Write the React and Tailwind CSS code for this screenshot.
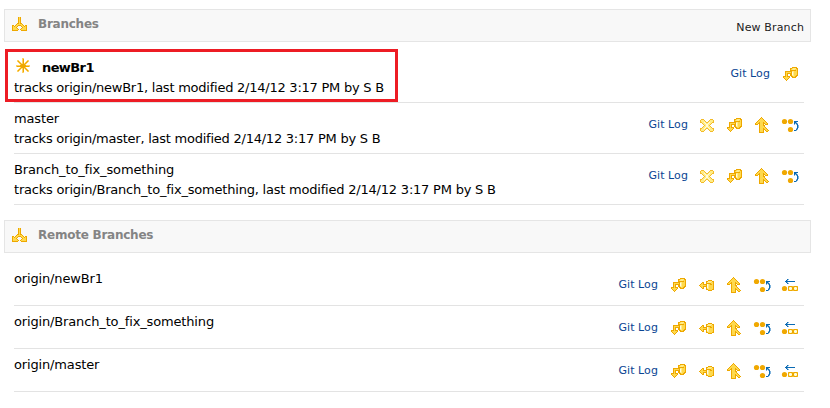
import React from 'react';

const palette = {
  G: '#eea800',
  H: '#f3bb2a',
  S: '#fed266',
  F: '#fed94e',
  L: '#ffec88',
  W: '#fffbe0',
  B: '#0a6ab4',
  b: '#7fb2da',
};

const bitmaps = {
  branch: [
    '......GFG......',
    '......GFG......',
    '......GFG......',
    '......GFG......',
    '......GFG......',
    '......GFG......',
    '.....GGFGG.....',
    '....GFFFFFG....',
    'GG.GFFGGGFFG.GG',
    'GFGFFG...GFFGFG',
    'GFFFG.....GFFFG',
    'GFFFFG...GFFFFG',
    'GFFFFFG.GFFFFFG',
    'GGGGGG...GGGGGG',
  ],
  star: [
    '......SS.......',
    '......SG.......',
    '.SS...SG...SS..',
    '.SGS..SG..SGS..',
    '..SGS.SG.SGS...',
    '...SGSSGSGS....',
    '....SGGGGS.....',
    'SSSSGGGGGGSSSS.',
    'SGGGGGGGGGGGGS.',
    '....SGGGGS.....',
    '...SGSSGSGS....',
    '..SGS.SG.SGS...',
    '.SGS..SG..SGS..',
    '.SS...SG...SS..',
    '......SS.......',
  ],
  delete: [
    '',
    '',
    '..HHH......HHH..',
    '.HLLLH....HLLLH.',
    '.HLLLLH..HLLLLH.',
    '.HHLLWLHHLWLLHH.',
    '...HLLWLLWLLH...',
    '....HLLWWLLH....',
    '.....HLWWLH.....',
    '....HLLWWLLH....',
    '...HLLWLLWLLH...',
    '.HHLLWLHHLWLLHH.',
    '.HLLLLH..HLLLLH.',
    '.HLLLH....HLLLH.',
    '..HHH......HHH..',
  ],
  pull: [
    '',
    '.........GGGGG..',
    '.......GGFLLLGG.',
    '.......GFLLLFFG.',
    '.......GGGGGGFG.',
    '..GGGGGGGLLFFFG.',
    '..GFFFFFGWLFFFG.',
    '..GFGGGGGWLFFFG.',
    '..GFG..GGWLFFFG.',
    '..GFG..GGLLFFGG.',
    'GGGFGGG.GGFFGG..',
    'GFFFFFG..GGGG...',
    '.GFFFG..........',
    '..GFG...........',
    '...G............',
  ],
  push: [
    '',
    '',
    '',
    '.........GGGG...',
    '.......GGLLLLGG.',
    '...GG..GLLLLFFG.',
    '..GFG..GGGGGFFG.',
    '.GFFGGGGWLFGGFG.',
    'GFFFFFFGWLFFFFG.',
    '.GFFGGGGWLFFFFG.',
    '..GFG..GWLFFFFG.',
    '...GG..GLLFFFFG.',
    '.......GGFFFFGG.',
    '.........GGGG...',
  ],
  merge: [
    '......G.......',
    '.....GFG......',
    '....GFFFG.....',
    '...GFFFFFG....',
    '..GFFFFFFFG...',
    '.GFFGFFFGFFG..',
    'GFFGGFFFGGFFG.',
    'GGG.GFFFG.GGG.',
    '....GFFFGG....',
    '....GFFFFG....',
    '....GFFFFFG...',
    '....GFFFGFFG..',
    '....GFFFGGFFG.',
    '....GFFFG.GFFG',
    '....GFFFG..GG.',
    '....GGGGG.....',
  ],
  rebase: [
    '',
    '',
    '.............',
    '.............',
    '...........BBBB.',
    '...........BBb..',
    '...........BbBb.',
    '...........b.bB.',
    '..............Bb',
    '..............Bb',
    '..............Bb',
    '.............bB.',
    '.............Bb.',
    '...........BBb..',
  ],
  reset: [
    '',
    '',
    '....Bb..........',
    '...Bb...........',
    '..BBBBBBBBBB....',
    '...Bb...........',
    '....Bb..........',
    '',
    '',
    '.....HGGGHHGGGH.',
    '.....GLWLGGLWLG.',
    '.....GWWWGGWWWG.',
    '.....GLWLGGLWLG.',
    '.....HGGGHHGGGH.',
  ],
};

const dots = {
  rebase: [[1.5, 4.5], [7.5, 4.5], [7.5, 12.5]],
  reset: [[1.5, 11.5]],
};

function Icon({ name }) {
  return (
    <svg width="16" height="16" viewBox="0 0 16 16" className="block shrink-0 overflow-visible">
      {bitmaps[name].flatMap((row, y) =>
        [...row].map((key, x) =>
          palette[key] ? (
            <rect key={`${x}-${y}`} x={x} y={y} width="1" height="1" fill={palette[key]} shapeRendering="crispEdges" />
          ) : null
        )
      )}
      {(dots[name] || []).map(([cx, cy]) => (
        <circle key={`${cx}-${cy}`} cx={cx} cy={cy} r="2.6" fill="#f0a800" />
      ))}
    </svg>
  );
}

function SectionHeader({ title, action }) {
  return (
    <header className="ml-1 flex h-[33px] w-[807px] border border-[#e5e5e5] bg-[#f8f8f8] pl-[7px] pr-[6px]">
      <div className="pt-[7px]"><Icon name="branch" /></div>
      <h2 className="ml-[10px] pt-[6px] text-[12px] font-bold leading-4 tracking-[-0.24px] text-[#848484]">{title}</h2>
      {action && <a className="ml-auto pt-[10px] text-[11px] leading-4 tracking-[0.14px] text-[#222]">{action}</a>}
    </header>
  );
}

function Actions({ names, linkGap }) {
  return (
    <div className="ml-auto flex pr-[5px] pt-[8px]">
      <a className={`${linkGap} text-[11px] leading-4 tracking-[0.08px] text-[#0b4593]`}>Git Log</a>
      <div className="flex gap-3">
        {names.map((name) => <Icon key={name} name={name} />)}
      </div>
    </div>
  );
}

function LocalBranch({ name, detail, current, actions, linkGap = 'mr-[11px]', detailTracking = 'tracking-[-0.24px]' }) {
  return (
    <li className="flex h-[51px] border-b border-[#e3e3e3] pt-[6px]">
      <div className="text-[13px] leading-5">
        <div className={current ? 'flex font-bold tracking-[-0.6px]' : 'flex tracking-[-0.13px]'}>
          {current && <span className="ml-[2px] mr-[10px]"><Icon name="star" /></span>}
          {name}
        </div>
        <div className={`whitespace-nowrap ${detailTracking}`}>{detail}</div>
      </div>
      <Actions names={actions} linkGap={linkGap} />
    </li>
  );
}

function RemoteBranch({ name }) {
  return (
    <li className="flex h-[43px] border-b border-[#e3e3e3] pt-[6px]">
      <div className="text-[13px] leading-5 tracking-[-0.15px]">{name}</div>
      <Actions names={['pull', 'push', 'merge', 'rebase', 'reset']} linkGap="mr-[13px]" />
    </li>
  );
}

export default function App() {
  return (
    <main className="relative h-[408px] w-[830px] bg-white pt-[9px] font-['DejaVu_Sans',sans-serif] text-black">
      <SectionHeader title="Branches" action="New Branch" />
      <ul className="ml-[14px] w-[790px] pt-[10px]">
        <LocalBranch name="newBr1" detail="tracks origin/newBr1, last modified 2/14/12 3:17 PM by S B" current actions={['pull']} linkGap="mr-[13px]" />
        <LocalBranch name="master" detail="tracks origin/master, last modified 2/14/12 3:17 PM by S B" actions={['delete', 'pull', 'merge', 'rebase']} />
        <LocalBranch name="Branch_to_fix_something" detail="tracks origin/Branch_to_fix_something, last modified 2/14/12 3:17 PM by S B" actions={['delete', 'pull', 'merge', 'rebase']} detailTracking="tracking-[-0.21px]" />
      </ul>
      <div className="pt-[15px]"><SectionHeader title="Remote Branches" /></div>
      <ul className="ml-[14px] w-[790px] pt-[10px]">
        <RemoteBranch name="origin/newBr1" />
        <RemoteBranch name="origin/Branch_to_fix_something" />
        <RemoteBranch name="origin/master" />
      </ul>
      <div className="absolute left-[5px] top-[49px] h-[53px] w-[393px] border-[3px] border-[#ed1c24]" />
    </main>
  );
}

REQUIREMENT >> Copy each line above precisely, dropping the pictures.

THE OUTPUT >>
Write the React and Tailwind CSS code for this screenshot.
import React from 'react';

const palette = {
  G: '#eea800',
  H: '#f3bb2a',
  S: '#fed266',
  F: '#fed94e',
  L: '#ffec88',
  W: '#fffbe0',
  B: '#0a6ab4',
  b: '#7fb2da',
};

const bitmaps = {
  branch: [
    '......GFG......',
    '......GFG......',
    '......GFG......',
    '......GFG......',
    '......GFG......',
    '......GFG......',
    '.....GGFGG.....',
    '....GFFFFFG....',
    'GG.GFFGGGFFG.GG',
    'GFGFFG...GFFGFG',
    'GFFFG.....GFFFG',
    'GFFFFG...GFFFFG',
    'GFFFFFG.GFFFFFG',
    'GGGGGG...GGGGGG',
  ],
  star: [
    '......SS.......',
    '......SG.......',
    '.SS...SG...SS..',
    '.SGS..SG..SGS..',
    '..SGS.SG.SGS...',
    '...SGSSGSGS....',
    '....SGGGGS.....',
    'SSSSGGGGGGSSSS.',
    'SGGGGGGGGGGGGS.',
    '....SGGGGS.....',
    '...SGSSGSGS....',
    '..SGS.SG.SGS...',
    '.SGS..SG..SGS..',
    '.SS...SG...SS..',
    '......SS.......',
  ],
  delete: [
    '',
    '',
    '..HHH......HHH..',
    '.HLLLH....HLLLH.',
    '.HLLLLH..HLLLLH.',
    '.HHLLWLHHLWLLHH.',
    '...HLLWLLWLLH...',
    '....HLLWWLLH....',
    '.....HLWWLH.....',
    '....HLLWWLLH....',
    '...HLLWLLWLLH...',
    '.HHLLWLHHLWLLHH.',
    '.HLLLLH..HLLLLH.',
    '.HLLLH....HLLLH.',
    '..HHH......HHH..',
  ],
  pull: [
    '',
    '.........GGGGG..',
    '.......GGFLLLGG.',
    '.......GFLLLFFG.',
    '.......GGGGGGFG.',
    '..GGGGGGGLLFFFG.',
    '..GFFFFFGWLFFFG.',
    '..GFGGGGGWLFFFG.',
    '..GFG..GGWLFFFG.',
    '..GFG..GGLLFFGG.',
    'GGGFGGG.GGFFGG..',
    'GFFFFFG..GGGG...',
    '.GFFFG..........',
    '..GFG...........',
    '...G............',
  ],
  push: [
    '',
    '',
    '',
    '.........GGGG...',
    '.......GGLLLLGG.',
    '...GG..GLLLLFFG.',
    '..GFG..GGGGGFFG.',
    '.GFFGGGGWLFGGFG.',
    'GFFFFFFGWLFFFFG.',
    '.GFFGGGGWLFFFFG.',
    '..GFG..GWLFFFFG.',
    '...GG..GLLFFFFG.',
    '.......GGFFFFGG.',
    '.........GGGG...',
  ],
  merge: [
    '......G.......',
    '.....GFG......',
    '....GFFFG.....',
    '...GFFFFFG....',
    '..GFFFFFFFG...',
    '.GFFGFFFGFFG..',
    'GFFGGFFFGGFFG.',
    'GGG.GFFFG.GGG.',
    '....GFFFGG....',
    '....GFFFFG....',
    '....GFFFFFG...',
    '....GFFFGFFG..',
    '....GFFFGGFFG.',
    '....GFFFG.GFFG',
    '....GFFFG..GG.',
    '....GGGGG.....',
  ],
  rebase: [
    '',
    '',
    '.............',
    '.............',
    '...........BBBB.',
    '...........BBb..',
    '...........BbBb.',
    '...........b.bB.',
    '..............Bb',
    '..............Bb',
    '..............Bb',
    '.............bB.',
    '.............Bb.',
    '...........BBb..',
  ],
  reset: [
    '',
    '',
    '....Bb..........',
    '...Bb...........',
    '..BBBBBBBBBB....',
    '...Bb...........',
    '....Bb..........',
    '',
    '',
    '.....HGGGHHGGGH.',
    '.....GLWLGGLWLG.',
    '.....GWWWGGWWWG.',
    '.....GLWLGGLWLG.',
    '.....HGGGHHGGGH.',
  ],
};

const dots = {
  rebase: [[1.5, 4.5], [7.5, 4.5], [7.5, 12.5]],
  reset: [[1.5, 11.5]],
};

function Icon({ name }) {
  return (
    <svg width="16" height="16" viewBox="0 0 16 16" className="block shrink-0 overflow-visible">
      {bitmaps[name].flatMap((row, y) =>
        [...row].map((key, x) =>
          palette[key] ? (
            <rect key={`${x}-${y}`} x={x} y={y} width="1" height="1" fill={palette[key]} shapeRendering="crispEdges" />
          ) : null
        )
      )}
      {(dots[name] || []).map(([cx, cy]) => (
        <circle key={`${cx}-${cy}`} cx={cx} cy={cy} r="2.6" fill="#f0a800" />
      ))}
    </svg>
  );
}

function SectionHeader({ title, action }) {
  return (
    <header className="ml-1 flex h-[33px] w-[807px] border border-[#e5e5e5] bg-[#f8f8f8] pl-[7px] pr-[6px]">
      <div className="pt-[7px]"><Icon name="branch" /></div>
      <h2 className="ml-[10px] pt-[6px] text-[12px] font-bold leading-4 tracking-[-0.24px] text-[#848484]">{title}</h2>
      {action && <a className="ml-auto pt-[10px] text-[11px] leading-4 tracking-[0.14px] text-[#222]">{action}</a>}
    </header>
  );
}

function Actions({ names, linkGap }) {
  return (
    <div className="ml-auto flex pr-[5px] pt-[8px]">
      <a className={`${linkGap} text-[11px] leading-4 tracking-[0.08px] text-[#0b4593]`}>Git Log</a>
      <div className="flex gap-3">
        {names.map((name) => <Icon key={name} name={name} />)}
      </div>
    </div>
  );
}

function LocalBranch({ name, detail, current, actions, linkGap = 'mr-[11px]', detailTracking = 'tracking-[-0.24px]' }) {
  return (
    <li className="flex h-[51px] border-b border-[#e3e3e3] pt-[6px]">
      <div className="text-[13px] leading-5">
        <div className={current ? 'flex font-bold tracking-[-0.6px]' : 'flex tracking-[-0.13px]'}>
          {current && <span className="ml-[2px] mr-[10px]"><Icon name="star" /></span>}
          {name}
        </div>
        <div className={`whitespace-nowrap ${detailTracking}`}>{detail}</div>
      </div>
      <Actions names={actions} linkGap={linkGap} />
    </li>
  );
}

function RemoteBranch({ name }) {
  return (
    <li className="flex h-[43px] border-b border-[#e3e3e3] pt-[6px]">
      <div className="text-[13px] leading-5 tracking-[-0.15px]">{name}</div>
      <Actions names={['pull', 'push', 'merge', 'rebase', 'reset']} linkGap="mr-[13px]" />
    </li>
  );
}

export default function App() {
  return (
    <main className="relative h-[408px] w-[830px] bg-white pt-[9px] font-['DejaVu_Sans',sans-serif] text-black">
      <SectionHeader title="Branches" action="New Branch" />
      <ul className="ml-[14px] w-[790px] pt-[10px]">
        <LocalBranch name="newBr1" detail="tracks origin/newBr1, last modified 2/14/12 3:17 PM by S B" current actions={['pull']} linkGap="mr-[13px]" />
        <LocalBranch name="master" detail="tracks origin/master, last modified 2/14/12 3:17 PM by S B" actions={['delete', 'pull', 'merge', 'rebase']} />
        <LocalBranch name="Branch_to_fix_something" detail="tracks origin/Branch_to_fix_something, last modified 2/14/12 3:17 PM by S B" actions={['delete', 'pull', 'merge', 'rebase']} detailTracking="tracking-[-0.21px]" />
      </ul>
      <div className="pt-[15px]"><SectionHeader title="Remote Branches" /></div>
      <ul className="ml-[14px] w-[790px] pt-[10px]">
        <RemoteBranch name="origin/newBr1" />
        <RemoteBranch name="origin/Branch_to_fix_something" />
        <RemoteBranch name="origin/master" />
      </ul>
      <div className="absolute left-[5px] top-[49px] h-[53px] w-[393px] border-[3px] border-[#ed1c24]" />
    </main>
  );
}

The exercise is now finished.